(Entries with page source code):

────────────────────

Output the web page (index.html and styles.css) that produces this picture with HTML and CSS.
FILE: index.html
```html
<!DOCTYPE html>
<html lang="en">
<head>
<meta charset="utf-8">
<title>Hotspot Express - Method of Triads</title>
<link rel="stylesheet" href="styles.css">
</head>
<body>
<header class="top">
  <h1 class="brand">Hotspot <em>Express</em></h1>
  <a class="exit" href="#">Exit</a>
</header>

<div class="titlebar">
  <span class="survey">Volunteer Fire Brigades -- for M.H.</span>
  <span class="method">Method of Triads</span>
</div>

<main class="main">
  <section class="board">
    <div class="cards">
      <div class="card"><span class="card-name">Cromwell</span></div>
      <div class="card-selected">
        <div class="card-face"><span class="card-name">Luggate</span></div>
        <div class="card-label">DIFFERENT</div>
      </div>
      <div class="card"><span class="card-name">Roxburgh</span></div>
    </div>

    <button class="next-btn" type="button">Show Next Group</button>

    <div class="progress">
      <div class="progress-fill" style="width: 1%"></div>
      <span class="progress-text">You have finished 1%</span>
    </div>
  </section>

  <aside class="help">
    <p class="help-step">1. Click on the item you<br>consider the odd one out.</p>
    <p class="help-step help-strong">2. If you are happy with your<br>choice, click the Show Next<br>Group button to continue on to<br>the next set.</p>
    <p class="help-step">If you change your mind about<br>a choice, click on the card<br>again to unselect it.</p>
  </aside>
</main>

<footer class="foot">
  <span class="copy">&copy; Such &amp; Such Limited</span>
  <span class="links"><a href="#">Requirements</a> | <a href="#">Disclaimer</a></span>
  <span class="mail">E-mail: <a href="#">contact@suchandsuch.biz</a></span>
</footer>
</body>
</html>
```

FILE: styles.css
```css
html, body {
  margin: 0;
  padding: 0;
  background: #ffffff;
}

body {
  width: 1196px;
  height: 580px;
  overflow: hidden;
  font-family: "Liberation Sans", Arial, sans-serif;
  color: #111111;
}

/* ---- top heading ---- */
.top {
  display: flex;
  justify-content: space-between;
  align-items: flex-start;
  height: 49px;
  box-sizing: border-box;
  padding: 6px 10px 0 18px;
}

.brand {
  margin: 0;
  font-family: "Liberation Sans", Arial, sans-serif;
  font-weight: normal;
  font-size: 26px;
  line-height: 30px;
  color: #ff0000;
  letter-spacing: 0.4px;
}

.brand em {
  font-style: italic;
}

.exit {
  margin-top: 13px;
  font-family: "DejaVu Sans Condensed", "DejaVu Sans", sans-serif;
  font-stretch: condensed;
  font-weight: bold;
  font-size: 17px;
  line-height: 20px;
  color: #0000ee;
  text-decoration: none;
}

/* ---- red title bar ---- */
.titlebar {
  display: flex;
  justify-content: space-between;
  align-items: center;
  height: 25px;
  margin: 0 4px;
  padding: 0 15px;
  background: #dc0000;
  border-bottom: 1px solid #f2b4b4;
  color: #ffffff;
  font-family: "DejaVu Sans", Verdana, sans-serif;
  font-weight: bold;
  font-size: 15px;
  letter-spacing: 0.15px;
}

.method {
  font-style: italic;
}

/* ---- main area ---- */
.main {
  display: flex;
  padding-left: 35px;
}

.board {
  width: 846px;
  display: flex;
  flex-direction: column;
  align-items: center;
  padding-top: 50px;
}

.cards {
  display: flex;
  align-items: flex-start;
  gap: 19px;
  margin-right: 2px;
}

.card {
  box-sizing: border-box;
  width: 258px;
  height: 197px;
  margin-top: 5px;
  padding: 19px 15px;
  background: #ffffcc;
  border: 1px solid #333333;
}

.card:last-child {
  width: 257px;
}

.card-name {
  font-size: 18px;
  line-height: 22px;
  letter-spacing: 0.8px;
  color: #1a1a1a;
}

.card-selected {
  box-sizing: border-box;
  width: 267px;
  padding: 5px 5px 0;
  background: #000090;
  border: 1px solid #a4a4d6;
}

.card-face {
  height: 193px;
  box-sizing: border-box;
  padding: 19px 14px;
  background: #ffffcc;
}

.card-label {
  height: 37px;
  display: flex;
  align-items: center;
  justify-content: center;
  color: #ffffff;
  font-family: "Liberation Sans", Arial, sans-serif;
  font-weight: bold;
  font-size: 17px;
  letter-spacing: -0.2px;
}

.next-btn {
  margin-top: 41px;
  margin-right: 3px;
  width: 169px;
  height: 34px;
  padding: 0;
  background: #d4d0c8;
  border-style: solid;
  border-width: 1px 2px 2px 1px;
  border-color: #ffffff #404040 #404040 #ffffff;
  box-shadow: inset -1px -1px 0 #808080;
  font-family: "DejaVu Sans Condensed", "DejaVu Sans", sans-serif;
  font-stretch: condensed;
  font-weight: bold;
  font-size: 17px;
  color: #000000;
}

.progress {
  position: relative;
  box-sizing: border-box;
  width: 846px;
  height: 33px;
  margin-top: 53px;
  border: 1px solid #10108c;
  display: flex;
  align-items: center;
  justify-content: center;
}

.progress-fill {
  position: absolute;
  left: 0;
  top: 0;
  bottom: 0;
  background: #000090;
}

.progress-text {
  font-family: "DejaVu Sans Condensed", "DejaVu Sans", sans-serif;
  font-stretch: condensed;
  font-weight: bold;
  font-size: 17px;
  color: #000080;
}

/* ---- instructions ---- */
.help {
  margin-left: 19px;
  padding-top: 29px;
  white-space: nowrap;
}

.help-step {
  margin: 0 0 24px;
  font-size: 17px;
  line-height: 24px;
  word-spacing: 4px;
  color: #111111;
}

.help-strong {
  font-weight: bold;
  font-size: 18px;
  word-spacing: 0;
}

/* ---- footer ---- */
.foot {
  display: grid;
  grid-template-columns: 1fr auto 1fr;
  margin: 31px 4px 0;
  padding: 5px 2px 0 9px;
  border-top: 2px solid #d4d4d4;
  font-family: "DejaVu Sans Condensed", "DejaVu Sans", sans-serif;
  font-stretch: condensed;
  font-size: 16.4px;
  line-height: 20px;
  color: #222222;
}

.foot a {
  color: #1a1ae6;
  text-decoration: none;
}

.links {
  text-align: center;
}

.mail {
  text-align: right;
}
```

────────────────────

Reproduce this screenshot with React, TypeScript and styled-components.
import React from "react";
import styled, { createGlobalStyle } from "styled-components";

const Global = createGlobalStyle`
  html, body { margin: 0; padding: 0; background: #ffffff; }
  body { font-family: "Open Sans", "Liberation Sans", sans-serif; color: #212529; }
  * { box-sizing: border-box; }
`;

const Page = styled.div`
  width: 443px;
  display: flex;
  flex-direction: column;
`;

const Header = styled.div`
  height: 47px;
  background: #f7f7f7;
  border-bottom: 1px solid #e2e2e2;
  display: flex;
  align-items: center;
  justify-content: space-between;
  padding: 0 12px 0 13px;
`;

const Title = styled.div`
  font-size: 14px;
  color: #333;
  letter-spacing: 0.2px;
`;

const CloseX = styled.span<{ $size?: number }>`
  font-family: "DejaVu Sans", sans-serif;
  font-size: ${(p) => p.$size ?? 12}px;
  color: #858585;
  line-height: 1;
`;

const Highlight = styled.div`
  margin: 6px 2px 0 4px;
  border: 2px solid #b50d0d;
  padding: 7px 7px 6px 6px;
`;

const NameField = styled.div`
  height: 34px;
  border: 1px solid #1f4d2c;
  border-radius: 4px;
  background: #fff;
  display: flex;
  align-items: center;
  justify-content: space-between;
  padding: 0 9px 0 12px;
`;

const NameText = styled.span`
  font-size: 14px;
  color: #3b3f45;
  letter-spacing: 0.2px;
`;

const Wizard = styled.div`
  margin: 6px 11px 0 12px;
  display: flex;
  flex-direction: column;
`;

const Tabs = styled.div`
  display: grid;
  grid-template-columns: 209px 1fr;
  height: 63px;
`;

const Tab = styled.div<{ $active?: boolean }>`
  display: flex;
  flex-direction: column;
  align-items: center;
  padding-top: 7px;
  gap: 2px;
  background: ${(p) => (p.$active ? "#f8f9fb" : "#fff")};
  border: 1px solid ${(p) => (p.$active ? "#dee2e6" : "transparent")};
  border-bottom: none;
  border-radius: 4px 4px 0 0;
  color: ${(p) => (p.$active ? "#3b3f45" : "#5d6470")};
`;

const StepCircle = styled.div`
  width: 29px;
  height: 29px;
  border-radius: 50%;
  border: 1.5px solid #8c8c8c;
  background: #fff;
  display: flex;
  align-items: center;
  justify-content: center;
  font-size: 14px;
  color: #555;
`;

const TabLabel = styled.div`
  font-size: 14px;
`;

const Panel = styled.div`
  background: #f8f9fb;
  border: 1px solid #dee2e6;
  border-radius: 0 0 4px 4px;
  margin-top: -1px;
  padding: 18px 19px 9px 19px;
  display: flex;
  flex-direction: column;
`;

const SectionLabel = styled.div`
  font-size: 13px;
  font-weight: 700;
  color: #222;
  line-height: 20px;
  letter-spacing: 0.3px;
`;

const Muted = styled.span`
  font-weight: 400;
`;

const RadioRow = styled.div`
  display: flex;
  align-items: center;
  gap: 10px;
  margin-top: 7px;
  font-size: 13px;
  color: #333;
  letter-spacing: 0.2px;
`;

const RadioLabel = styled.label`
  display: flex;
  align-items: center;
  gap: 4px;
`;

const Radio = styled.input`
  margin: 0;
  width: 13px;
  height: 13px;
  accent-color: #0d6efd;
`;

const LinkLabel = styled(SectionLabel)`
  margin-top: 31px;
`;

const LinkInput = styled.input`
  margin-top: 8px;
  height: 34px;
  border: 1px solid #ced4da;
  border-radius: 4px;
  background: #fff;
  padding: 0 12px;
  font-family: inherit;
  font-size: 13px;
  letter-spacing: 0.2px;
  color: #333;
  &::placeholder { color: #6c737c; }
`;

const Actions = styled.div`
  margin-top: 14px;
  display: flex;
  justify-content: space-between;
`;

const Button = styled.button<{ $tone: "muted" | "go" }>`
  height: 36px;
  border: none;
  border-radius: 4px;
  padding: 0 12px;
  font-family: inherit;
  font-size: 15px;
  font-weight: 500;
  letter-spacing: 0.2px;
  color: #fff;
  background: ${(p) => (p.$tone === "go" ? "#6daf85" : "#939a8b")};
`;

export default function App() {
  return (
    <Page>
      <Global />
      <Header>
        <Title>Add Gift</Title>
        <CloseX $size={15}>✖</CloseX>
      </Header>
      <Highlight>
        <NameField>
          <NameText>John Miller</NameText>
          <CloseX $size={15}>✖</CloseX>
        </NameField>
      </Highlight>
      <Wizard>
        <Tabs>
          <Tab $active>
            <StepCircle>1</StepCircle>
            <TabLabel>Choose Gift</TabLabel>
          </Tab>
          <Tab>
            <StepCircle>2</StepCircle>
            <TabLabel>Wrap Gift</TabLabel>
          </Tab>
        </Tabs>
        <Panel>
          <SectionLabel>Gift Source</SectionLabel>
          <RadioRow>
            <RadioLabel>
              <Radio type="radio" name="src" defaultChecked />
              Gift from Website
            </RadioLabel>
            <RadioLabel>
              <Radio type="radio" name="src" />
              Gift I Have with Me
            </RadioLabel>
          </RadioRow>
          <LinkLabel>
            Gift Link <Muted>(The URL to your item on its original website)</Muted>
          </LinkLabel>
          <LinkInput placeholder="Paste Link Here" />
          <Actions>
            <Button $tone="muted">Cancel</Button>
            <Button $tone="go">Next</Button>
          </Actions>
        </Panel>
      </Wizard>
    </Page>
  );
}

────────────────────

(Problem to work on): Look through the entries above; copy every line holding the string "React".

(Expected answer):
Reproduce this screenshot with React, TypeScript and styled-components.
import React from "react";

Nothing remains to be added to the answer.